Another example would be interrupt flags: you read the interrupt register to see which peripheral interrupted the program, then write a '1' to the same bit to clear the interrupt flag. One way to realize that is as follows:
wb_dat_o <= (others => '0'); if wb_cyc = '1' and wb_stb = '1' then -- register access if wb_we = '1' then -- writing to the register? clear_int <= wb_dat_i(0); else -- reading from the register? clear_int <= '0'; wb_dat_o <= running & int_enabled & int_active; end if; end if;
Here you can see that I'm setting a flag to whatever is in bit position 0 in the write case (and I don't care about whatever else they may have written), while in the read case I'm building up a status word made up of individual bits that the peripheral is driving.
aside: I am also explicitly maintaining
clear_int at zero in the read case. It's just good coding practice to make sure that all signals are assigned in all code paths in HDL. At best not doing so makes for sloppy code. At worst you can infer latches.
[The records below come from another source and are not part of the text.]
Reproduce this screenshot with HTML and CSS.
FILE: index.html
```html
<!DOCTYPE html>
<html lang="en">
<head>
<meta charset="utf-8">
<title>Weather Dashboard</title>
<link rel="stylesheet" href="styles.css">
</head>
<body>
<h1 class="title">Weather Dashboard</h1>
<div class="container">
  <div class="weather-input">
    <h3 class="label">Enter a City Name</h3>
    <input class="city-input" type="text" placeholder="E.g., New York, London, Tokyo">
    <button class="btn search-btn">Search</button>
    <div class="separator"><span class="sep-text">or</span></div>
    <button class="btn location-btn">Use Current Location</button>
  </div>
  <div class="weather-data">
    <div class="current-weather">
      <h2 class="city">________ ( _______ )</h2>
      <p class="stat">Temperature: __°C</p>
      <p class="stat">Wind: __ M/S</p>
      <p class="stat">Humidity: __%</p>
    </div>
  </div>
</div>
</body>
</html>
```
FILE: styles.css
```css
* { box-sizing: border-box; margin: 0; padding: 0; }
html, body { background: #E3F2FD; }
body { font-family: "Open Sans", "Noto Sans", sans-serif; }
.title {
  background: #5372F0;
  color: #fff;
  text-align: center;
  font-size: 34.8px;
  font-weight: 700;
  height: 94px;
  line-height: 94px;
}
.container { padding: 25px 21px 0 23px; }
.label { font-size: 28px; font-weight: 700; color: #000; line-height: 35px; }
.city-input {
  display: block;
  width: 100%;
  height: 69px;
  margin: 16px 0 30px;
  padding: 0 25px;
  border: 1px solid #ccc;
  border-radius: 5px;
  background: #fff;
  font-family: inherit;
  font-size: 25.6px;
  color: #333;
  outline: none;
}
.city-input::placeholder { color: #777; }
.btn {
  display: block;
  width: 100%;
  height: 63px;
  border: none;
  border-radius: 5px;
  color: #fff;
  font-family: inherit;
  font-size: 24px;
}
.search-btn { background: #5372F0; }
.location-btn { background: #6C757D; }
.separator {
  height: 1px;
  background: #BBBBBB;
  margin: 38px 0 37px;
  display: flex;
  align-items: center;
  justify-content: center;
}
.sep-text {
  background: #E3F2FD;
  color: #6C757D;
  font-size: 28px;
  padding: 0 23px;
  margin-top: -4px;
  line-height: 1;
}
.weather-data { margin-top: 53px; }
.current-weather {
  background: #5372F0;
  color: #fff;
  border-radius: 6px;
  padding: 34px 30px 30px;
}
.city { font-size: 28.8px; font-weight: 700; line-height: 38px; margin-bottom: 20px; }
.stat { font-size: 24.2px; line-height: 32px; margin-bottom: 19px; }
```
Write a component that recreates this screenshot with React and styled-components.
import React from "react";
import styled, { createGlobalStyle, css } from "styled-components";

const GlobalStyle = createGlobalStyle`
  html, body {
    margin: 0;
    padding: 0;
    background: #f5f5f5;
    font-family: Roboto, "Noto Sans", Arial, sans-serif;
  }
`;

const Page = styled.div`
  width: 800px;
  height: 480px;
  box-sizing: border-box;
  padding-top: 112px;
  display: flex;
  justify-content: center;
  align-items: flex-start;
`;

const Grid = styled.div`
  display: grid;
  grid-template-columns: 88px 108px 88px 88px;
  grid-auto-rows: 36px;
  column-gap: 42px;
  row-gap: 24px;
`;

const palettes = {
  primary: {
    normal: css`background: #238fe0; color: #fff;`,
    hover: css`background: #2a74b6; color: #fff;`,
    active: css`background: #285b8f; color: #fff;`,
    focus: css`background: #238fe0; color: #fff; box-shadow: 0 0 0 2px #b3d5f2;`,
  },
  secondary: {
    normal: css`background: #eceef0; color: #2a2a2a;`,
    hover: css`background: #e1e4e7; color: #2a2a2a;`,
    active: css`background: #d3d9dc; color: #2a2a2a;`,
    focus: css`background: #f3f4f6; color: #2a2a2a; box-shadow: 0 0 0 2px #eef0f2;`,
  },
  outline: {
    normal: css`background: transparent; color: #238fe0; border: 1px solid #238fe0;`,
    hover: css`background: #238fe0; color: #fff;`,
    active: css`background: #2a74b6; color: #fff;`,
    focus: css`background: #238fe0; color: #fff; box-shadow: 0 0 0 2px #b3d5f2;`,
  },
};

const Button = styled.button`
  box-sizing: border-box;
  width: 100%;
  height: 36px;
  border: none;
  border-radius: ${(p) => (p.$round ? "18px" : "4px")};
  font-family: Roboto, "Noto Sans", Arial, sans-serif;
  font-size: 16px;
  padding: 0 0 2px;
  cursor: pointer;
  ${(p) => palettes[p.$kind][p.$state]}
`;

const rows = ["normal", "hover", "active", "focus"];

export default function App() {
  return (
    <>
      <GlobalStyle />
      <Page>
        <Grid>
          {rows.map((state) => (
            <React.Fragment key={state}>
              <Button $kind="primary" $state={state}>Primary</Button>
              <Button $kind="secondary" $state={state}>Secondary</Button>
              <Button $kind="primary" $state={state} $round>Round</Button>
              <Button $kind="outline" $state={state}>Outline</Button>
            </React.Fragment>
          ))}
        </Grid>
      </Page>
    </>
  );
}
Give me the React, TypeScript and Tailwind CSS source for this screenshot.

Note that I do something similar with
wb_dat_o before I even enter the register access case.
Keep in mind that these are only examples to illustrate the point, and that a well-written program will be described more carefully and thoroughly. Also keep in mind that it's 8am here and I haven't had my coffee yet. :-)
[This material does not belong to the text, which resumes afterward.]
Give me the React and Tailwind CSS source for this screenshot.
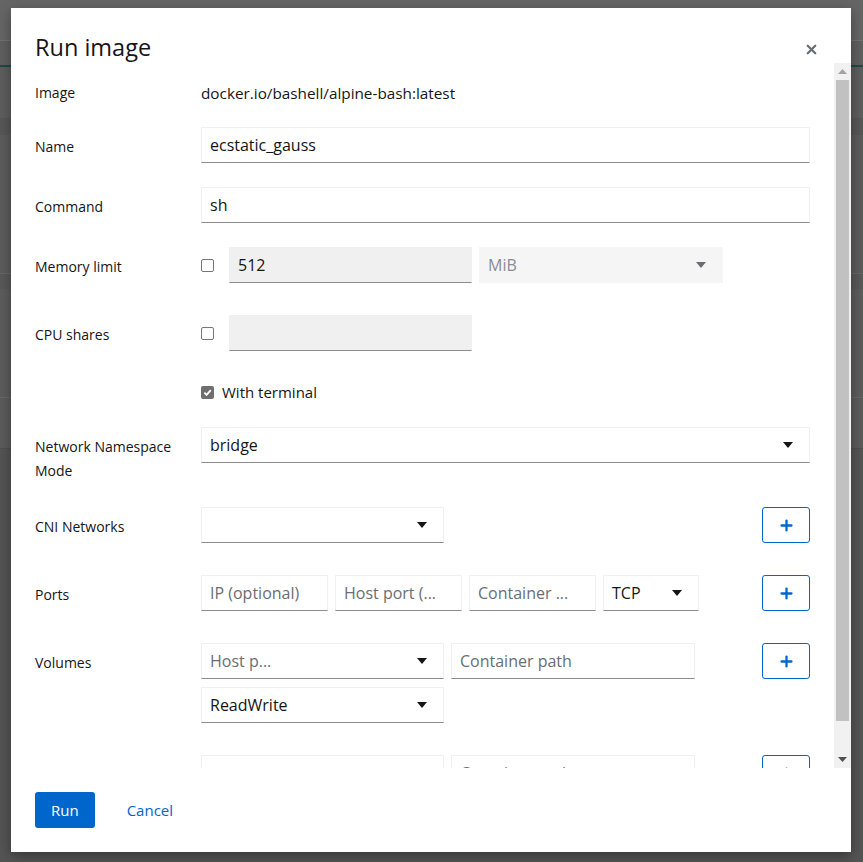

I guess you are talking about register in some peripheral part, either part of the processor chip or connected to it in some way.
In a Read Only register the data originates from some external (from the processor's point of view) process and associated hardware, like the receiving of serial data by a UART. Hence that hardware connects to te FF's input, and its outputs connect (for instance) to the processor's bus.
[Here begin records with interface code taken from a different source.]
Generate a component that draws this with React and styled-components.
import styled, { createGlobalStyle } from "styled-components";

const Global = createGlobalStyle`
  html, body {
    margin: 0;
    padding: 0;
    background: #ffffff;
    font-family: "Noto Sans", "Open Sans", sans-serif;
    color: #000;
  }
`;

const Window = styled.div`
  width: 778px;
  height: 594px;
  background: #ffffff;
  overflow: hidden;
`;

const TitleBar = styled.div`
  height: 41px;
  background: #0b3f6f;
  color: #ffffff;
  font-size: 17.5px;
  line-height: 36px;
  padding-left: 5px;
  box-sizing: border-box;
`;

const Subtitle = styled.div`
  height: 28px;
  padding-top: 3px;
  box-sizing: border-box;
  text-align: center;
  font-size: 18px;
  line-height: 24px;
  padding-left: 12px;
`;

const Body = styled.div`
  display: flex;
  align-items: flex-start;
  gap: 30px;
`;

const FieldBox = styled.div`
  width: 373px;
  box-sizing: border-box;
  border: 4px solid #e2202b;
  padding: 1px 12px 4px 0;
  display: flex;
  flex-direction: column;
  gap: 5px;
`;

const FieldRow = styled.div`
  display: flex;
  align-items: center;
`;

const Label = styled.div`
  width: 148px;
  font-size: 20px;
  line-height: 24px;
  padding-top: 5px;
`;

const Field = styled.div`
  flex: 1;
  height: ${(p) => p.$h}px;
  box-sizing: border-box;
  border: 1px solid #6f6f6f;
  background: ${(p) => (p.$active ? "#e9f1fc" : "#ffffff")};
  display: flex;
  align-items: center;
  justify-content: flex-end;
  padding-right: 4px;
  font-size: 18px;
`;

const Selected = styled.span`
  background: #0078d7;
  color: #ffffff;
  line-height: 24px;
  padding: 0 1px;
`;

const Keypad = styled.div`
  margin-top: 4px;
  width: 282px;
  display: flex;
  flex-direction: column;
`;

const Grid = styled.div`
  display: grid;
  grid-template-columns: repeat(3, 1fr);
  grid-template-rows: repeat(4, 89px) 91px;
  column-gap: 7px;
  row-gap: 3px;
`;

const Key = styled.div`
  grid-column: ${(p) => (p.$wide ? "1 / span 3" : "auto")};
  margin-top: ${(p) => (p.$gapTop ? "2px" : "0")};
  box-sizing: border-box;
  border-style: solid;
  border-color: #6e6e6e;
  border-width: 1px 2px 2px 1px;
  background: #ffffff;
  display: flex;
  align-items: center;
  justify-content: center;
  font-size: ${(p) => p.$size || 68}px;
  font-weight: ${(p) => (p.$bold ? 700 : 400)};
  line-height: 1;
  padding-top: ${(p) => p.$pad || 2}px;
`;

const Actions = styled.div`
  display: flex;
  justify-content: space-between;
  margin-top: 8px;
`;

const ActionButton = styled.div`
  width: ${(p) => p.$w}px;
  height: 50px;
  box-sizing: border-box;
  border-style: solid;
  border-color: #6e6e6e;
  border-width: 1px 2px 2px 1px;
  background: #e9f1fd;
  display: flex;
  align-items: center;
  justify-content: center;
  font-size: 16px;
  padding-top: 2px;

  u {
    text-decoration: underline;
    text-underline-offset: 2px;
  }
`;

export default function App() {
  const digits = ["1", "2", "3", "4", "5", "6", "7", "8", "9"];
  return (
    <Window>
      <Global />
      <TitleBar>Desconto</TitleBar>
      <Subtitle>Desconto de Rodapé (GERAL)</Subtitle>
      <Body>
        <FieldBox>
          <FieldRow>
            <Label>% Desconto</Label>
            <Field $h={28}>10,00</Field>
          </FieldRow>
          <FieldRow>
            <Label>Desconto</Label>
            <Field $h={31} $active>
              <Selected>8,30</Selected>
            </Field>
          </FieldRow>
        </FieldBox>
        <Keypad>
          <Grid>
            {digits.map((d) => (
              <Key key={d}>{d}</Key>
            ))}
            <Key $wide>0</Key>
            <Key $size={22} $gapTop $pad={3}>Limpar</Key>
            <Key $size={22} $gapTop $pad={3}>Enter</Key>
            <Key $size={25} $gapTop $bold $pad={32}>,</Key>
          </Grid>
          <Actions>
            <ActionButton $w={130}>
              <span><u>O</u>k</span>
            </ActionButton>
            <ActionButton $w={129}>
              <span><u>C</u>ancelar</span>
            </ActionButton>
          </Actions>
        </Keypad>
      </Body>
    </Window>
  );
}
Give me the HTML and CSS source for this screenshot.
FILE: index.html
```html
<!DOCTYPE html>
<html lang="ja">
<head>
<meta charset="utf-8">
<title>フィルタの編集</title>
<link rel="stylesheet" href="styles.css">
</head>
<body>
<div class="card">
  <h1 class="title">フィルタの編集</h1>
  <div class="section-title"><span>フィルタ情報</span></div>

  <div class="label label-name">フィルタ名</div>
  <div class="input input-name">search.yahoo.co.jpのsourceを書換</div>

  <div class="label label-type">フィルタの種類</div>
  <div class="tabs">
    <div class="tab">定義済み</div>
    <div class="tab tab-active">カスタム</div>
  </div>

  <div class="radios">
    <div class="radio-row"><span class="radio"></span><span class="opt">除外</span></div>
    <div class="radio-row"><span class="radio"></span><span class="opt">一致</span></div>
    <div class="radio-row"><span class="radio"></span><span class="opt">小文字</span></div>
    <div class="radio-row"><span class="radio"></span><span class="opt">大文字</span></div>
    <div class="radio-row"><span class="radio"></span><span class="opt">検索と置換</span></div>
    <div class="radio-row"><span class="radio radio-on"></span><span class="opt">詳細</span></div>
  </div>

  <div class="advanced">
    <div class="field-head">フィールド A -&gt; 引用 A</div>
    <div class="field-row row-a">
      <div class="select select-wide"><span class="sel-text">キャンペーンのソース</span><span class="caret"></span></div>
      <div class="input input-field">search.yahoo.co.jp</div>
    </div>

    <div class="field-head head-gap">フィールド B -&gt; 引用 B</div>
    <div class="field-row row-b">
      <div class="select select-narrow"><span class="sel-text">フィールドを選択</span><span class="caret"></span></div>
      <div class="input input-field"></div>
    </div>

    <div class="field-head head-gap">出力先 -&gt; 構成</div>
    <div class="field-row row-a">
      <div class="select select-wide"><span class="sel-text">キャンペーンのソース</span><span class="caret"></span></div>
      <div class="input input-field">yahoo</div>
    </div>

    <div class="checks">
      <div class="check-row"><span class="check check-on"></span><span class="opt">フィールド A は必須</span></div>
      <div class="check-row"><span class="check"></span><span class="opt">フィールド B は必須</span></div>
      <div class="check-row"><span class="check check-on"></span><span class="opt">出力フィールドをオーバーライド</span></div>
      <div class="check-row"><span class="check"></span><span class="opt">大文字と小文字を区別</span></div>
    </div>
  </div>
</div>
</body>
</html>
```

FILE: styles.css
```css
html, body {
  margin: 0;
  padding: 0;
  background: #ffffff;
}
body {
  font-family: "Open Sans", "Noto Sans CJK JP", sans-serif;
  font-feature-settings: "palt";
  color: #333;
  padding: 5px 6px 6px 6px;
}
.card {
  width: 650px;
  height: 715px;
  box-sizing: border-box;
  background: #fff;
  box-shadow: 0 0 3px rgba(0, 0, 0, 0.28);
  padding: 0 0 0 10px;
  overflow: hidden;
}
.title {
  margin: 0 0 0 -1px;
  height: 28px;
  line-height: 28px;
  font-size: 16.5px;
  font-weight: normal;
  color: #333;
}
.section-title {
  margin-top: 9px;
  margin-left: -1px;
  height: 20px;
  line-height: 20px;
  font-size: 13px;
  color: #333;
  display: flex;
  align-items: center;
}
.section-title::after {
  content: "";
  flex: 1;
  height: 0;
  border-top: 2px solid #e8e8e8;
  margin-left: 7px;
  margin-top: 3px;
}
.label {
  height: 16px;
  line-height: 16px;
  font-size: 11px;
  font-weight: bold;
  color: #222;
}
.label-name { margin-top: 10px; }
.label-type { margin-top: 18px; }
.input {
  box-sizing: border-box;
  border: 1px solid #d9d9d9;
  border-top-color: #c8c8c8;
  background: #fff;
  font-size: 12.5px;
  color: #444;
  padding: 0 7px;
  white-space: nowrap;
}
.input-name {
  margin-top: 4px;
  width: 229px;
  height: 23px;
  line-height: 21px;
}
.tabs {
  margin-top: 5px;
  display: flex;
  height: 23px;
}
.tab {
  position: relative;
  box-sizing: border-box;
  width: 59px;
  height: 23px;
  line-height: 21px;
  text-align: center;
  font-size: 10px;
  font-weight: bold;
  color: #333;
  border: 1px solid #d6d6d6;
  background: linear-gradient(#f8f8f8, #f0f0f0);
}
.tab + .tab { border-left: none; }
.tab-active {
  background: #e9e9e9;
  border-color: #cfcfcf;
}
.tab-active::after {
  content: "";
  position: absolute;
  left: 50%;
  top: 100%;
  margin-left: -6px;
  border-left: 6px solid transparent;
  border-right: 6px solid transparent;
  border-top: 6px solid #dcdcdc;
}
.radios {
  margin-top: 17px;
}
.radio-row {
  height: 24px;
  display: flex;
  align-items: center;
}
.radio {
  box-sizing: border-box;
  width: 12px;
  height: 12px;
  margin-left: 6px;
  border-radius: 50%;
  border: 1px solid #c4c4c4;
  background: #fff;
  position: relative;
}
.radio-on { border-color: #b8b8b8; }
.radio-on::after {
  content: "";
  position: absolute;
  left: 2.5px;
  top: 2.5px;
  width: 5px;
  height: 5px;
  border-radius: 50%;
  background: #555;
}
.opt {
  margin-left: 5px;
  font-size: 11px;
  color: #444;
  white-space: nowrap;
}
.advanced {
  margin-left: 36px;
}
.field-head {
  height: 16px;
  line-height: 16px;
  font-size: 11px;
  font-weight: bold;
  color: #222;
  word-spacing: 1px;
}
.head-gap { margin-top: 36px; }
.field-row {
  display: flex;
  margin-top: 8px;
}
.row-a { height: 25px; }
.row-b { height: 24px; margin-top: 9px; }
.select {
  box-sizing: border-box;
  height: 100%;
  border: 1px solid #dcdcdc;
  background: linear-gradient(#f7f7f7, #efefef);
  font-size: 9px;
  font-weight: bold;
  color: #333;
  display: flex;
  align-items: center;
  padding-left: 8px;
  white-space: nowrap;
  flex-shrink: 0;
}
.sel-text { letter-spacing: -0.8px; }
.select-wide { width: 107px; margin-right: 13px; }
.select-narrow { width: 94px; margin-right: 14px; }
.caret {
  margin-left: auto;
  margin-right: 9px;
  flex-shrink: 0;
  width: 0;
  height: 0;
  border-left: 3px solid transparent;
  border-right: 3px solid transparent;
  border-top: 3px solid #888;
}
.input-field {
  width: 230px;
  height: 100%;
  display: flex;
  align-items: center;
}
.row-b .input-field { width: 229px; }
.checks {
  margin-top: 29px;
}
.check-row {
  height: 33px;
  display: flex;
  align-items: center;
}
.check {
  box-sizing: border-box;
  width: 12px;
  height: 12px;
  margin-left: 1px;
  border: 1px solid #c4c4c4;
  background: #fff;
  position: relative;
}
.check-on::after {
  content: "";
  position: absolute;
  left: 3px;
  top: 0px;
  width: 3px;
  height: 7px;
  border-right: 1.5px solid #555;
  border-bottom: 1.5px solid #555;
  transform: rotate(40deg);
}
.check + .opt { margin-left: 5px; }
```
For a Write Only register the situation is the reverse, the processor connects (directly or indirectly) to the FF's inputs, and the FF's outputs connect to some external circuitry. An example is a digital-to-analog converter.
One thing I would suggest you try to do, though alas many designs don't do this consistently, is to divide writable registers into "latching" and "action" categories, with the expectation that a read of a latching register will always return the value written, while a read of an action register's address should be regarded as reading an independent read-only register.
For example, suppose your system has eight latches that detect external events. If those latches sit in one 8-bit register which can be directly read or written by the CPU, or which can be asynchronously set externally, then if user code observes that bit 0 and 2 are set (meaning the register reads 0x05) and wants to clear bit 0 while leaving bit 2 set, trying to write 0x04 to the register just as some event would cause some other bit to become set would have the unfortunate effect of clearing the latch associated with that other event, thus causing it to be missed. If one instead had a "read" address that reports the state of the latches, a "write zeroes" address which allows selected bits to be cleared, and possibly a "write ones" address which allows selected bits to be set, then these problems would not occur.
For things that the CPU is actually supposed to control (as opposed to merely making note of--as was the case with interrupt flags), but where the CPU's ability to control them may be limited by external factors, one should separate out what the CPU is requesting from what it's able to do. For example, if a motor-control output is supposed to be asynchronously switched off by a an external "motor-shutdown" input, that input shouldn't simply clear the "motor-control" output latch which the CPU set. Instead, the CPU should have a latch which says whether it wants the motor to be on, and that latch should not be changed by external factors. A second externally-triggered latch should indicate whether a motor-shutdown signal has arrived; the motor output should then be driven only when the CPU request says "go" and the "shutdown" latch is not tripped, thus allowing the CPU to have separate "commands" for "start this device which it had previously requested to be off, assuming no fault exists", and "acknowledge/clear the fault condition".
Designing hardware to separate out what the computer is asking for versus what the external hardware is currently allowed to do shouldn't be hard, and keeping such things separate as a matter of principle will help avoid bugs that can occur when the CPU--in the process of trying to write one thing--accidentally writes something else.